Appeal to Ignorance
Also known as: argumentum ad ignorantiam
Treating a claim as true because it hasn't been proven false — or false because it hasn't been proven true.
Examples
Two neighbors are discussing an old house on their street.
Rosa: “I think that house is haunted.” Tom: “Why?” Rosa: “Well, no one has proven it isn’t.”
Nobody has disproven a great many things — that doesn’t make them true. The absence of a disproof isn’t the presence of evidence.
The same pattern shows up in online science debates:
Post: “Nobody has proven this new material is 100% safe long-term, therefore it’s dangerous.” Reply: “Nothing gets proven ‘safe’ in an absolute sense — the question is whether testing found any risk, and so far it hasn’t.”

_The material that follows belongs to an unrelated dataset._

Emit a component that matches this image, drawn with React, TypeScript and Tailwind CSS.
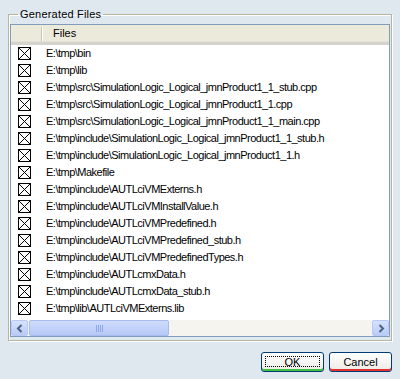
import React from "react";

const files = [
  "E:\\tmp\\bin",
  "E:\\tmp\\lib",
  "E:\\tmp\\src\\SimulationLogic_Logical_jmnProduct1_1_stub.cpp",
  "E:\\tmp\\src\\SimulationLogic_Logical_jmnProduct1_1.cpp",
  "E:\\tmp\\src\\SimulationLogic_Logical_jmnProduct1_1_main.cpp",
  "E:\\tmp\\include\\SimulationLogic_Logical_jmnProduct1_1_stub.h",
  "E:\\tmp\\include\\SimulationLogic_Logical_jmnProduct1_1.h",
  "E:\\tmp\\Makefile",
  "E:\\tmp\\include\\AUTLciVMExterns.h",
  "E:\\tmp\\include\\AUTLciVMInstallValue.h",
  "E:\\tmp\\include\\AUTLciVMPredefined.h",
  "E:\\tmp\\include\\AUTLciVMPredefined_stub.h",
  "E:\\tmp\\include\\AUTLciVMPredefinedTypes.h",
  "E:\\tmp\\include\\AUTLcmxData.h",
  "E:\\tmp\\include\\AUTLcmxData_stub.h",
  "E:\\tmp\\lib\\AUTLciVMExterns.lib",
];

function CheckX() {
  return (
    <svg width="13" height="13" viewBox="0 0 13 13" className="block">
      <rect x="0.5" y="0.5" width="12" height="12" fill="white" stroke="black" />
      <path d="M1 1 L12 12 M12 1 L1 12" stroke="black" strokeWidth="1" />
    </svg>
  );
}

function Arrow({ dir }: { dir: "left" | "right" }) {
  return (
    <svg width="8" height="9" viewBox="0 0 8 9">
      {dir === "left" ? (
        <path d="M5.5 1 L2 4.5 L5.5 8" stroke="#4d6185" strokeWidth="2" fill="none" />
      ) : (
        <path d="M2.5 1 L6 4.5 L2.5 8" stroke="#4d6185" strokeWidth="2" fill="none" />
      )}
    </svg>
  );
}

export default function App() {
  return (
    <div
      className="w-[400px] h-[379px] bg-[#dfe7ef] flex flex-col text-[11px] text-black"
      style={{ fontFamily: '"Liberation Sans", Arial, sans-serif' }}
    >
      <fieldset className="mx-[8px] mt-[8px] h-[333px] border border-[#b7b49f] shadow-[inset_1px_1px_0_white,1px_1px_0_white] px-[1px] pb-[2px] pt-0 min-w-0">
        <legend className="ml-[8px] px-[2px] leading-[13px] tracking-[0.2px]">Generated Files</legend>
        <div className="mt-[3px] h-[313px] border border-[#7f9db9] bg-white flex flex-col overflow-hidden">
          <div className="h-[20px] bg-[#ebeadb] flex items-stretch relative shrink-0 border-b-[3px] border-[#d6d3ce] shadow-[inset_0_-1px_0_#e2e2da]">
            <div className="w-[32px] flex items-center justify-end">
              <div className="w-[2px] h-[14px] border-l border-[#c7c5b2] bg-white" />
            </div>
            <div className="pl-[10px] flex items-center">Files</div>
          </div>
          <div className="flex flex-col flex-1">
            {files.map((f) => (
              <div key={f} className="h-[17px] flex items-center shrink-0">
                <div className="w-[35px] pl-[7px] flex items-center">
                  <CheckX />
                </div>
                <span className="whitespace-nowrap tracking-[-0.5px]">{f}</span>
              </div>
            ))}
          </div>
          <div className="h-[16px] flex shrink-0 bg-[#f5f4ee]">
            <div className="w-[17px] h-[16px] rounded-[2px] border border-[#b6c8f7] bg-gradient-to-b from-[#d6e2fd] to-[#b9cbf6] flex items-center justify-center">
              <Arrow dir="left" />
            </div>
            <div className="flex-1 flex px-[1px]">
              <div className="w-[140px] h-[16px] rounded-[2px] border border-[#a6bbef] bg-gradient-to-b from-[#cfdcfd] to-[#b6c8f6] flex items-center justify-center">
                <div className="flex gap-[1px]">
                  <div className="w-[1px] h-[7px] bg-[#8fa6e6]" />
                  <div className="w-[1px] h-[7px] bg-[#8fa6e6]" />
                  <div className="w-[1px] h-[7px] bg-[#8fa6e6]" />
                  <div className="w-[1px] h-[7px] bg-[#8fa6e6]" />
                </div>
              </div>
            </div>
            <div className="w-[17px] h-[16px] rounded-[2px] border border-[#b6c8f7] bg-gradient-to-b from-[#d6e2fd] to-[#b9cbf6] flex items-center justify-center">
              <Arrow dir="right" />
            </div>
          </div>
        </div>
      </fieldset>
      <div className="flex justify-end gap-[5px] pr-[8px] mt-[11px]">
        <button className="relative w-[63px] h-[20px] rounded-[3px] border border-[#003c74] bg-gradient-to-b from-white to-[#ecebe6] flex items-center justify-center shadow-[inset_0_-2px_0_#3fc23f]">
          <span className="absolute inset-[3px] bottom-[4px] border border-dotted border-black" />
          <span className="relative leading-none">OK</span>
        </button>
        <button className="w-[63px] h-[20px] rounded-[3px] border border-[#003c74] bg-gradient-to-b from-white to-[#ecebe6] flex items-center justify-center shadow-[inset_0_-2px_0_#e53030]">
          <span className="leading-none">Cancel</span>
        </button>
      </div>
    </div>
  );
}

Lack of proof of total safety is being treated as proof of danger, when it’s really just a lack of information either way.
Why the reasoning fails
This fallacy treats “not proven false” as equivalent to “true,” or “not proven true” as equivalent to “false.” Both moves skip the actual step of providing evidence and substitute the absence of a counter-proof instead. There’s a real nuance worth keeping, though: when evidence is genuinely expected to exist if a claim were true — safety inspectors would have found a hazard, security cameras would have captured an event — and it doesn’t turn up, that absence can be meaningful evidence, not just a gap. The fallacy is treating any unproven claim as thereby credible (or discredited), rather than asking whether the missing evidence is the kind we’d actually expect to see.
How to respond
- Ask what would count as evidence either way: “What would we expect to see if this were true, and has anyone looked?”
- Name the gap directly: “Not being disproven isn’t the same as being shown true.”
- Check whether absence of evidence is meaningful here — a thorough search that found nothing is different from nobody having looked at all.
- Stay open to genuinely unresolved questions. “We don’t know yet” is an honest answer; the fallacy is forcing an unproven claim into “true” or “false” instead of leaving it open.